Presently, many countries in South America have issues with the illegal deforestation of the Amazon Rainforest. This is surely a problem because by what studies show, more than 20 percent of the world’s oxygen comes from it. However, the forest-dwelling tribes living in its ecosystem are fighting back as they take on illegal loggers trying to destroy their homes.
The Inquisitr previously reported on this late last year, in which general details of the Ka’apor people’s efforts were explored. Now there are reports that are backed by amazing photographs showing exactly what the Ka’apor people do to the captured illegal loggers. Apparently, they don’t just beat them up, they humiliate them.
According to an article by RYOT , the Amazonian natives, known as the Ka’apor, are a tribe who migrated to the area now known as the Alto Turiaçu Indigenous Reserve centuries ago. They are now defending their stretch of paradise from illegal loggers, criminals who’ve been sacking precious timber from the supposedly “protected” parts of the world’s largest rainforest located mostly in Brazil. What seems to be getting a lot of attention is how the Ka’apor are punishing the illegal loggers they catch. Previous news sites provided the generic statement that the Ka’apor are simply beating and stripping their captors. However, CBS News has provided numerous photographs of the humiliation these illegal loggers go through.
As shown, the illegal loggers are stripped bottomless (sometimes completely bare), have their hands bound together, and then are released. However, just because they’ve been released doesn’t mean it’s an easy stroll back to society with their tails tucked between their legs. The Ka’apor natives chase them with sticks, ready to provide a beating.

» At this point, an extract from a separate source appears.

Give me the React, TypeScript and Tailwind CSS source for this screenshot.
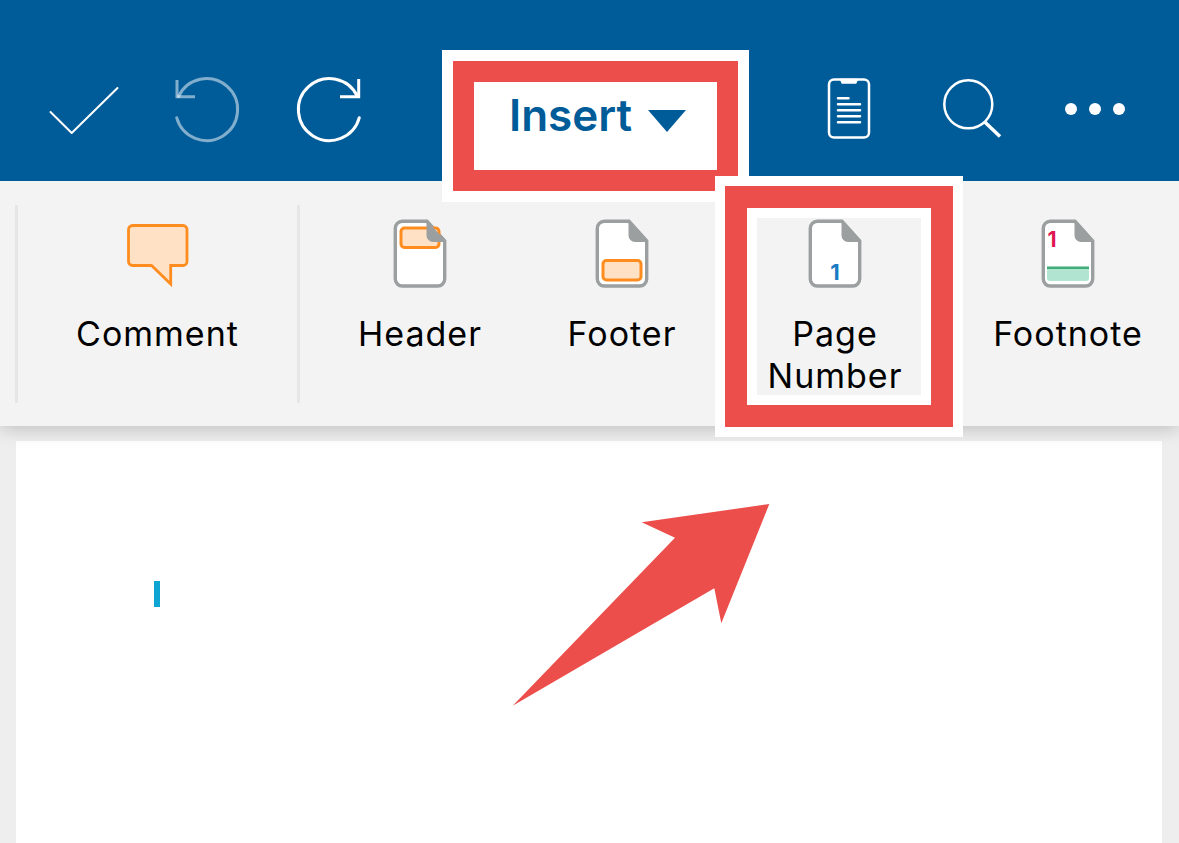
const DOC = 'M10.5 3.3H35L52.7 23V61a7 7 0 0 1-7 7H10.3a7 7 0 0 1-7-7V10.5a7 7 0 0 1 7-7.2Z'
const FOLD = 'M34.5 1.7L54.4 24H41a6.5 6.5 0 0 1-6.5-6.5Z'

const DocIcon = ({ children }: { children?: React.ReactNode }) => (
  <svg width="56" height="72" viewBox="0 0 56 72" fill="none">
    <path d={DOC} fill="#fff" stroke="#9b9f9f" strokeWidth="3.4" />
    {children}
    <path d={FOLD} fill="#9b9f9f" />
  </svg>
)

const CommentIcon = () => (
  <svg width="64" height="72" viewBox="0 0 64 72" fill="none" className="translate-x-[0.5px]">
    <path
      d="M6 7.5h50.5a4 4 0 0 1 4 4v32a4 4 0 0 1-4 4H44.2v18.5L25 47.5H6a4 4 0 0 1-4-4v-32a4 4 0 0 1 4-4Z"
      fill="#ffe2c6"
      stroke="#ff8c1f"
      strokeWidth="2.8"
    />
  </svg>
)

const ToolItem = ({ width, icon, label }: { width: string; icon: React.ReactNode; label: React.ReactNode }) => (
  <div className={`flex flex-col items-center pt-[37px] ${width}`}>
    {icon}
    <div className="mt-[23px] text-center text-[34px] leading-[42px] tracking-[1px] text-black">{label}</div>
  </div>
)

const Divider = () => <div className="mt-6 h-[198px] w-[3px] bg-[#e6e6e6]" />

const HeaderIcons = () => (
  <svg className="absolute left-0 top-0" width="1179" height="181" viewBox="0 0 1179 181" fill="none" stroke="#fff" strokeLinecap="round">
    {/* check */}
    <path d="M50.5 112L71.7 133L117.5 88" strokeWidth="2" strokeLinejoin="round" />
    {/* undo */}
    <g stroke="#fff" strokeOpacity="0.5" strokeWidth="3">
      <path d="M176.7 117.7A31 31 0 1 0 178.5 96.5" />
      <path d="M177 80V96.7H195" strokeLinecap="butt" />
    </g>
    {/* redo */}
    <path d="M359.3 117.7A31 31 0 1 1 357.5 96.5" strokeWidth="3" />
    <path d="M358.7 79V96.7H340" strokeWidth="3" strokeLinecap="butt" />
    {/* mobile view */}
    <rect x="829" y="79.5" width="40" height="58" rx="5" strokeWidth="2.5" />
    <path d="M840.7 79.5h16.6l-1.5 3.5h-13.6Z" fill="#fff" strokeWidth="1.5" />
    <path d="M838 98.3H848.5M838 104.3H860M838 110.3H860M838 116.3H860M838 122.3H860" strokeWidth="2.5" />
    {/* search */}
    <circle cx="968.3" cy="104.3" r="24" strokeWidth="2.5" />
    <path d="M985 122.3L1000 136.5" strokeWidth="3.5" strokeLinecap="butt" />
    {/* more */}
    <g fill="#fff" stroke="none">
      <circle cx="1071" cy="109" r="6" />
      <circle cx="1095" cy="109" r="6" />
      <circle cx="1119" cy="109" r="6" />
    </g>
  </svg>
)

export default function App() {
  return (
    <div className="relative h-[843px] w-[1179px] overflow-hidden bg-[#eeeeee] font-['Inter',sans-serif]">
      <header className="relative z-20 h-[181px] bg-[#005c99]">
        <HeaderIcons />
      </header>

      {/* toolbar */}
      <div className="relative z-10 flex h-[245px] bg-[#f3f3f3] pl-[15px] shadow-[0_2px_18px_rgba(0,0,0,0.22)]">
        <Divider />
        <ToolItem width="w-[279px]" icon={<CommentIcon />} label="Comment" />
        <Divider />
        <ToolItem
          width="w-[240px]"
          icon={
            <DocIcon>
              <rect x="9" y="10" width="38" height="19.5" rx="3.5" fill="#ffe2c6" stroke="#ff8c1f" strokeWidth="3" />
            </DocIcon>
          }
          label="Header"
        />
        <ToolItem
          width="w-[164px]"
          icon={
            <DocIcon>
              <rect x="9" y="42.5" width="38" height="19.5" rx="3.5" fill="#ffe2c6" stroke="#ff8c1f" strokeWidth="3" />
            </DocIcon>
          }
          label="Footer"
        />
        <ToolItem
          width="w-[262px]"
          icon={
            <DocIcon>
              <text x="28" y="61.5" textAnchor="middle" fontSize="22" fontWeight="700" fontFamily="Inter, sans-serif" fill="#1a7ac4">1</text>
            </DocIcon>
          }
          label={<>Page<br />Number</>}
        />
        <ToolItem
          width="w-[204px]"
          icon={
            <DocIcon>
              <text x="12" y="29" textAnchor="middle" fontSize="21" fontWeight="700" fontFamily="Inter, sans-serif" fill="#e0174f">1</text>
              <path d="M7 50h42v10a3 3 0 0 1-3 3H10a3 3 0 0 1-3-3Z" fill="#b2e5d1" />
              <rect x="7" y="48.5" width="42" height="2.5" fill="#3fae79" />
            </DocIcon>
          }
          label="Footnote"
        />
      </div>

      {/* document */}
      <main className="ml-4 mt-[15px] h-[402px] w-[1146px] bg-white pl-[138px] pt-[140px]">
        <div className="h-[26px] w-[6px] bg-[#0ea5d3]" />
      </main>

      {/* annotations */}
      <div className="absolute left-[442px] top-[50px] z-30 h-[152px] w-[307px] border-[11px] border-white">
        <div className="h-full w-full border-[21px] border-[#ec4f4b] bg-white">
          <div className="flex items-start gap-4 pl-[35px] pt-[7px]">
            <span className="text-[44px] font-semibold leading-[52px] text-[#005c99]">Insert</span>
            <svg className="mt-[21px]" width="38" height="22" viewBox="0 0 38 22">
              <path d="M0 0H38L19 22Z" fill="#005c99" />
            </svg>
          </div>
        </div>
      </div>
      <div className="absolute left-[715px] top-[176px] z-30 h-[261px] w-[248px] border-10 border-white">
        <div className="h-full w-full border-[22px] border-[#ec4f4b]">
          <div className="h-full w-full border-10 border-white" />
        </div>
      </div>
      <svg className="absolute left-0 top-0 z-30" width="1179" height="843" viewBox="0 0 1179 843">
        <path d="M512.7 705.7L675 537.7L641.7 522.3L769.3 504L721.3 623.3L714.3 588.3Z" fill="#ec4f4b" />
      </svg>
    </div>
  )
}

To some people, such punishment may seem cruel and unusual. However, it is reportedly far more humane than what the Ka’apor natives’ forefathers did to those hunting for rubber decades ago. Not to mention, such actions are also reported to be a sign that the incursions into nature’s few remaining frontiers have reached a critical mass. People living in harmony with their ecosystem, just like the Ka’apor natives, are making a last stand before facing extinction by extraction.
After seeing what the Ka’apor natives do to illegal loggers trying to destroy their homeland, what are your views? Do you find their punishment to be fair and humane or quite the opposite?